Quote from: jet1990 on August 02, 2019, 07:38:14 AM
I wonder if it would be possible to split the workload so the CPU takes care of one set of tasks and the GPU takes care of another?

I think this is what their goal is, to use the GPU to enhance the CPU rendering speed by offloading processes that the GPU can do from the CPU. Can't imagine its too easy to do that and get acceptable results to merge back into the end image.

jet1990

I'm not sure if it goes against the principles of how keyshot works but if we could bake lighting in the scene. Oh man. That would take interior renderings to a whole new level.

Tamerlin

Quote from: jet1990 on August 02, 2019, 07:38:14 AM
I wonder if it would be possible to split the workload so the CPU takes care of one set of tasks and the GPU takes care of another?

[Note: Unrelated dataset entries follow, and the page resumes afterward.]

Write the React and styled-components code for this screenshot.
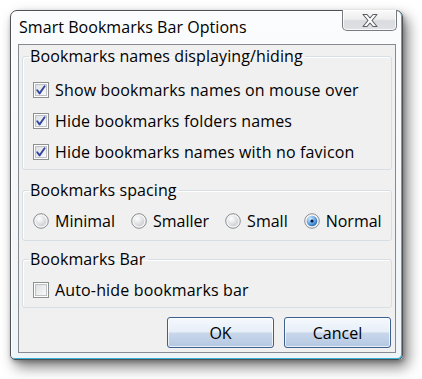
import React from "react";
import styled, { createGlobalStyle } from "styled-components";

const GlobalStyle = createGlobalStyle`
  html, body {
    margin: 0;
    padding: 0;
    background: #ffffff;
  }
  body {
    font-family: "Open Sans", "Noto Sans", sans-serif;
    font-size: 16px;
    color: #000;
  }
`;

const Page = styled.div`
  width: 422px;
  height: 379px;
  padding: 10px 0 0 10px;
  box-sizing: border-box;
`;

const Window = styled.div`
  width: 393px;
  height: 350px;
  box-sizing: border-box;
  border: 1px solid #4e5257;
  border-radius: 7px 7px 5px 5px;
  background: linear-gradient(180deg, #fbfcfd 0%, #f4f6f8 60%, #eef5f8 100%);
  box-shadow: inset -1px -1px 0 #39b2d6, inset 1px 1px 0 #ffffff,
    5px 7px 14px rgba(0, 0, 0, 0.5), 1px 2px 4px rgba(0, 0, 0, 0.25);
  display: flex;
  flex-direction: column;
  padding: 0 6px 6px 7px;
`;

const TitleBar = styled.div`
  height: 33px;
  display: flex;
  align-items: flex-start;
  justify-content: space-between;
`;

const Title = styled.div`
  padding: 5px 0 0 1px;
  font-size: 16px;
  line-height: 22px;
  letter-spacing: 0.05px;
`;

const CloseButton = styled.div`
  width: 55px;
  height: 21px;
  margin-top: -1px;
  margin-right: -1px;
  box-sizing: border-box;
  border: 1px solid #777b80;
  border-top: none;
  border-radius: 0 0 5px 5px;
  background: linear-gradient(180deg, #fafafa 0%, #eeeeef 45%, #d9dbde 55%, #dfe1e4 100%);
  box-shadow: inset 0 0 0 1px rgba(255, 255, 255, 0.8);
  display: flex;
  align-items: center;
  justify-content: center;
`;

const Client = styled.div`
  flex: 1;
  border: 1px solid #878a8e;
  background: #f0f0f0;
  padding: 1px 3px 4px 3px;
  display: flex;
  flex-direction: column;
`;

const Group = styled.fieldset`
  margin: 0 0 ${(p) => p.$after}px 0;
  padding: ${(p) => p.$top}px 10px ${(p) => p.$bottom}px 10px;
  border: 1px solid #d5dfe5;
  border-radius: 3px;
  box-shadow: inset 1px 1px 0 #ffffff;
  min-width: 0;
`;

const Legend = styled.legend`
  padding: 0 2px 0 1px;
  margin-left: -4px;
  line-height: 20px;
  font-size: 16px;
  letter-spacing: 0.1px;
`;

const Row = styled.label`
  height: 31px;
  display: flex;
  align-items: center;
  gap: 6px;
  white-space: nowrap;
  letter-spacing: 0.15px;
`;

const RadioRow = styled.div`
  height: 31px;
  display: flex;
  align-items: center;
  gap: 16px;
`;

const RadioItem = styled.span`
  display: flex;
  align-items: center;
  gap: 6px;
`;

const Buttons = styled.div`
  margin-top: auto;
  display: flex;
  justify-content: flex-end;
  gap: 10px;
  padding-right: 1px;
`;

const Button = styled.div`
  width: 107px;
  height: 31px;
  box-sizing: border-box;
  border: 1px solid #3c5f8e;
  border-radius: 3px;
  background: linear-gradient(180deg, #f5f9fd 0%, #e6eef8 48%, #c8d7ea 52%, #b4c8e2 100%);
  box-shadow: inset 0 0 0 1px rgba(255, 255, 255, 0.7);
  display: flex;
  align-items: center;
  justify-content: center;
  font-size: 16px;
`;

function CheckBox({ checked }) {
  return (
    <svg width="16" height="16" viewBox="0 0 16 16">
      <defs>
        <linearGradient id="cbg" x1="0" y1="0" x2="1" y2="1">
          <stop offset="0" stopColor="#dcdee1" />
          <stop offset="1" stopColor="#fbfbfb" />
        </linearGradient>
      </defs>
      <rect x="0.5" y="0.5" width="15" height="15" fill="#fff" stroke="#8e8f8f" />
      <rect x="2.5" y="2.5" width="11" height="11" fill="url(#cbg)" stroke="#bfc1c4" />
      {checked && (
        <path
          d="M4.2 8.2 L6.6 11.4 L11.6 4.2"
          fill="none"
          stroke="#3246a0"
          strokeWidth="1.9"
          strokeLinecap="round"
          strokeLinejoin="round"
        />
      )}
    </svg>
  );
}

function Radio({ checked }) {
  return (
    <svg width="16" height="16" viewBox="0 0 16 16">
      <defs>
        <radialGradient id="rbg" cx="0.35" cy="0.3" r="0.8">
          <stop offset="0" stopColor="#ffffff" />
          <stop offset="1" stopColor="#c9cbcf" />
        </radialGradient>
        <radialGradient id="rsel" cx="0.35" cy="0.3" r="0.8">
          <stop offset="0" stopColor="#d6ecff" />
          <stop offset="0.6" stopColor="#5aa0e4" />
          <stop offset="1" stopColor="#1f5ea8" />
        </radialGradient>
      </defs>
      <circle cx="8" cy="8" r="7.3" fill="#f4f4f4" stroke="#8a8d91" />
      <circle cx="8" cy="8" r="5.3" fill={checked ? "url(#rsel)" : "url(#rbg)"} />
      {checked && <circle cx="8" cy="8" r="1.6" fill="#0b1a3a" />}
    </svg>
  );
}

function CloseGlyph() {
  return (
    <svg width="18" height="15" viewBox="0 0 18 15">
      <path
        d="M2 1.5 H6 L9 5 L12 1.5 H16 L11 7.5 L16 13.5 H12 L9 10 L6 13.5 H2 L7 7.5 Z"
        fill="#ffffff"
        stroke="#5b6066"
        strokeWidth="1.1"
        strokeLinejoin="round"
      />
    </svg>
  );
}

const checkboxes = [
  "Show bookmarks names on mouse over",
  "Hide bookmarks folders names",
  "Hide bookmarks names with no favicon",
];

const spacings = ["Minimal", "Smaller", "Small", "Normal"];

export default function App() {
  return (
    <Page>
      <GlobalStyle />
      <Window>
        <TitleBar>
          <Title>Smart Bookmarks Bar Options</Title>
          <CloseButton>
            <CloseGlyph />
          </CloseButton>
        </TitleBar>
        <Client>
          <Group $top={8} $bottom={2} $after={10}>
            <Legend>Bookmarks names displaying/hiding</Legend>
            {checkboxes.map((text) => (
              <Row key={text}>
                <CheckBox checked />
                {text}
              </Row>
            ))}
          </Group>
          <Group $top={5} $bottom={4} $after={8}>
            <Legend>Bookmarks spacing</Legend>
            <RadioRow>
              {spacings.map((s) => (
                <RadioItem key={s}>
                  <Radio checked={s === "Normal"} />
                  {s}
                </RadioItem>
              ))}
            </RadioRow>
          </Group>
          <Group $top={5} $bottom={2} $after={0}>
            <Legend>Bookmarks Bar</Legend>
            <Row>
              <CheckBox />
              Auto-hide bookmarks bar
            </Row>
          </Group>
          <Buttons>
            <Button>OK</Button>
            <Button>Cancel</Button>
          </Buttons>
        </Client>
      </Window>
    </Page>
  );
}
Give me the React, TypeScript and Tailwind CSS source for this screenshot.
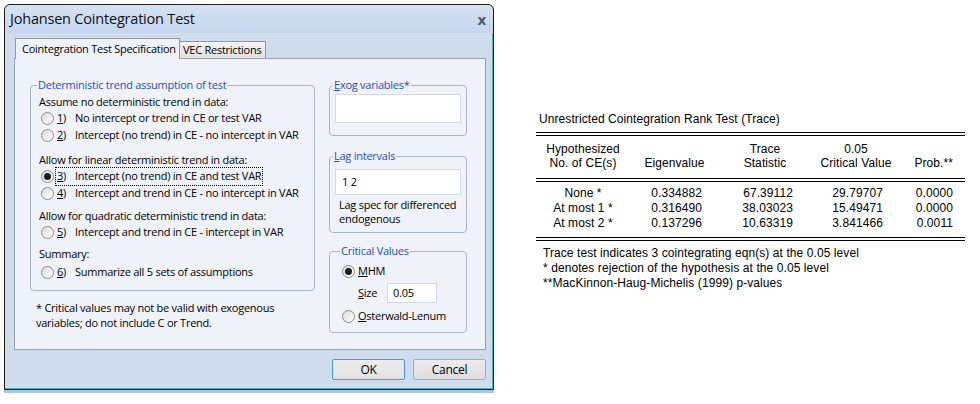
import React from "react";

const dlgFont = "font-['Open_Sans',sans-serif]";

function Radio({ checked }: { checked?: boolean }) {
  return (
    <span className="w-[13px] h-[13px] shrink-0 rounded-full border border-[#8b8b8b] bg-linear-to-br from-[#dcdcdc] to-white flex items-center justify-center">
      {checked && <span className="w-[7px] h-[7px] rounded-full bg-[#1c1c1c]" />}
    </span>
  );
}

function RadioRow({
  n,
  text,
  checked,
  focus,
}: {
  n: string;
  text: string;
  checked?: boolean;
  focus?: boolean;
}) {
  return (
    <div className="flex items-center h-[17px] pl-[2px]">
      <Radio checked={checked} />
      <span
        className={
          focus
            ? "ml-[2px] pl-[1px] pr-[1px] flex items-center outline outline-1 outline-dotted outline-black"
            : "ml-[2px] pl-[1px] pr-[1px] flex items-center"
        }
      >
        <span className="w-[18px] shrink-0">
          <u>{n}</u>)
        </span>
        <span>{text}</span>
      </span>
    </div>
  );
}

function Heading({ children, className = "" }: { children: React.ReactNode; className?: string }) {
  return <div className={"h-[17px] leading-[17px] " + className}>{children}</div>;
}

function GroupLegend({ children }: { children: React.ReactNode }) {
  return (
    <legend className="-ml-[2px] px-[1px] leading-[14px] text-[#1d4fc4]">{children}</legend>
  );
}

function Dialog() {
  return (
    <div
      className={
        "mt-[4px] ml-[4px] w-[490px] h-[386px] shrink-0 border border-[#1b1b1b] rounded-t-[6px] bg-[#cfdcee] flex flex-col shadow-[inset_-1px_-1px_0_#3fb4c2,0_3px_0_#a8c3e8] text-[11px] tracking-[-0.25px] text-black whitespace-nowrap " +
        dlgFont
      }
    >
      {/* title bar */}
      <div className="h-[28px] flex items-center justify-between pl-[5px] pr-[7px] rounded-t-[6px] bg-linear-to-b from-[#d4e2f3] to-[#c5d6ed]">
        <span className="text-[14.5px] tracking-[-0.2px] text-[#111]">Johansen Cointegration Test</span>
        <span className="text-[15px] font-bold text-[#4b5a6e] leading-none">x</span>
      </div>

      {/* tabs */}
      <div className="mt-[5px] pl-[10px] flex items-end h-[20px]">
        <div className="relative z-10 -mb-px h-[21px] w-[165px] border border-b-0 border-[#8e99a8] bg-[#eff3f9] flex items-center pl-[6px]">
          Cointegration Test Specification
        </div>
        <div className="h-[17px] w-[86px] border border-b-0 border-l-0 border-[#8e99a8] bg-linear-to-b from-[#f3f3f3] to-[#e2e2e2] flex items-center pl-[3px]">
          VEC Restrictions
        </div>
      </div>

      {/* panel */}
      <div className="ml-[9px] w-[472px] h-[292px] border border-[#9aa4b1] bg-[#eff3f9] flex pl-[15px] pt-[19px]">
        {/* left column */}
        <div className="w-[285px]">
          <fieldset className="border border-[#aab6c6] rounded-[4px] px-[8px] pb-[9px]">
            <GroupLegend>Deterministic trend assumption of test</GroupLegend>
            <div className="pt-[1px]">
              <Heading>Assume no deterministic trend in data:</Heading>
              <RadioRow n="1" text="No intercept or trend in CE or test VAR" />
              <RadioRow n="2" text="Intercept (no trend) in CE - no intercept in VAR" />
              <Heading className="mt-[7px]">Allow for linear deterministic trend in data:</Heading>
              <RadioRow n="3" text="Intercept (no trend) in CE and test VAR" checked focus />
              <RadioRow n="4" text="Intercept and trend in CE - no intercept in VAR" />
              <Heading className="mt-[5px]">Allow for quadratic deterministic trend in data:</Heading>
              <RadioRow n="5" text="Intercept and trend in CE - intercept in VAR" />
              <Heading className="mt-[4px]">Summary:</Heading>
              <div className="mt-[2px]">
                <RadioRow n="6" text="Summarize all 5 sets of assumptions" />
              </div>
            </div>
          </fieldset>
          <div className="mt-[9px] ml-[6px] leading-[15px]">
            * Critical values may not be valid with exogenous
            <br />
            variables; do not include C or Trend.
          </div>
        </div>

        {/* right column */}
        <div className="ml-[14px] w-[138px]">
          <fieldset className="border border-[#aab6c6] rounded-[4px] px-[5px] pb-[12px]">
            <GroupLegend>
              <u>E</u>xog variables*
            </GroupLegend>
            <div className="mt-[2px] h-[29px] w-[126px] bg-white border border-[#d3dae3]" />
          </fieldset>

          <fieldset className="mt-[13px] border border-[#aab6c6] rounded-[4px] px-[5px] pb-[6px]">
            <GroupLegend>
              <u>L</u>ag intervals
            </GroupLegend>
            <div className="mt-[6px] h-[26px] w-[126px] bg-white border border-[#d3dae3] flex items-center pl-[6px]">
              1 2
            </div>
            <div className="mt-[3px] pl-[4px] leading-[14px]">
              <div>Lag spec for differenced</div>
              <div>endogenous</div>
            </div>
          </fieldset>

          <fieldset className="mt-[11px] border border-[#aab6c6] rounded-[4px] pl-[12px] pr-[5px] pb-[7px]">
            <GroupLegend>Critical Values</GroupLegend>
            <div className="mt-[5px] flex items-center h-[17px]">
              <Radio checked />
              <span className="ml-[3px]">
                <u>M</u>HM
              </span>
            </div>
            <div className="mt-[3px] flex items-center h-[20px] pl-[16px]">
              <span className="w-[29px]">
                <u>S</u>ize
              </span>
              <div className="h-[20px] w-[50px] bg-white border border-[#d3dae3] flex items-center pl-[5px]">
                0.05
              </div>
            </div>
            <div className="mt-[5px] flex items-center h-[17px]">
              <Radio />
              <span className="ml-[3px]">
                <u>O</u>sterwald-Lenum
              </span>
            </div>
          </fieldset>
        </div>
      </div>

      {/* buttons */}
      <div className="mt-[9px] flex justify-end pr-[7px] gap-[8px]">
        <button className="h-[21px] w-[73px] rounded-[2px] border border-[#3d9be9] bg-linear-to-b from-[#ececec] to-[#e2e2e2] text-[12px]">
          OK
        </button>
        <button className="h-[21px] w-[73px] rounded-[2px] border border-[#acacac] bg-linear-to-b from-[#ececec] to-[#dddddd] text-[12px]">
          Cancel
        </button>
      </div>
    </div>
  );
}

const rows = [
  ["None *", "0.334882", "67.39112", "29.79707", "0.0000"],
  ["At most 1 *", "0.316490", "38.03023", "15.49471", "0.0000"],
  ["At most 2 *", "0.137296", "10.63319", "3.841466", "0.0011"],
];

function TraceTable() {
  return (
    <div className="mt-[112px] ml-[42px] w-[429px] font-['Liberation_Sans',Arial,sans-serif] text-[12px] tracking-[0.08px] text-black whitespace-nowrap">
      <div className="pl-[3px] leading-[15px]">Unrestricted Cointegration Rank Test (Trace)</div>
      <div className="mt-[5px] h-[4px] border-y border-black" />

      <div className="mt-[6px] flex leading-[14px]">
        <div className="w-[94px] text-center">
          Hypothesized
          <br />
          No. of CE(s)
        </div>
        <div className="w-[89px] text-center">
          <br />
          Eigenvalue
        </div>
        <div className="w-[92px] text-center">
          Trace
          <br />
          Statistic
        </div>
        <div className="w-[90px] text-center">
          0.05
          <br />
          Critical Value
        </div>
        <div className="w-[64px] text-right pr-[12px]">
          <br />
          Prob.**
        </div>
      </div>

      <div className="mt-[8px] h-[4px] border-y border-black" />

      <div className="mt-[4px]">
        {rows.map((r) => (
          <div key={r[0]} className="flex leading-[15px]">
            <div className="w-[94px] text-center">{r[0]}</div>
            <div className="w-[89px] text-right pr-[17px]">{r[1]}</div>
            <div className="w-[92px] text-right pr-[18px]">{r[2]}</div>
            <div className="w-[90px] text-right pr-[18px]">{r[3]}</div>
            <div className="w-[64px] text-right pr-[12px]">{r[4]}</div>
          </div>
        ))}
      </div>

      <div className="mt-[6px] h-[4px] border-y border-black" />

      <div className="mt-[5px] pl-[7px] leading-[15px]">
        <div>Trace test indicates 3 cointegrating eqn(s) at the 0.05 level</div>
        <div>* denotes rejection of the hypothesis at the 0.05 level</div>
        <div>**MacKinnon-Haug-Michelis (1999) p-values</div>
      </div>
    </div>
  );
}

export default function App() {
  return (
    <div className="w-[980px] h-[404px] bg-white flex items-start overflow-hidden">
      <Dialog />
      <TraceTable />
    </div>
  );
}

It depends a lot on how the renderer is implemented. There are some that do this, but the trick here I think is that KeyShot will be using Optix to leverage the GPU. I read a bit about this in one of the docs for the upcoming Cycles update which provided an overview.

The rather over simplified upshot of is that Optix essentially provides a ray server; you set up the scene geometry with the Optix data structures and then let IT do the ray hit calculations (I believe that you as the developer get to control how the rays are generated), Optix uses whatever hardware is available, which means that if you're running with RTX GPU(s) it will use the RTX hardware to calculate ray hits and if you have more than one RTX GPU it will distribute the load between them. You define what to do (i.e. what shaders to call, etc) on a ray hit via a callback, and on a ray hit Optix calls that... callback.

Optix also provides hardware based noise reduction that doesn't share any compute load with the general purpose compute resources, so it leaves the entire GPU and CPU compute capacity available for things like running shaders, calculating physics, loading geometry, saving images, etc -- that's the big thing that Turing brings, dedicated tensor and RT hardware that don't take up any of the compute resources available.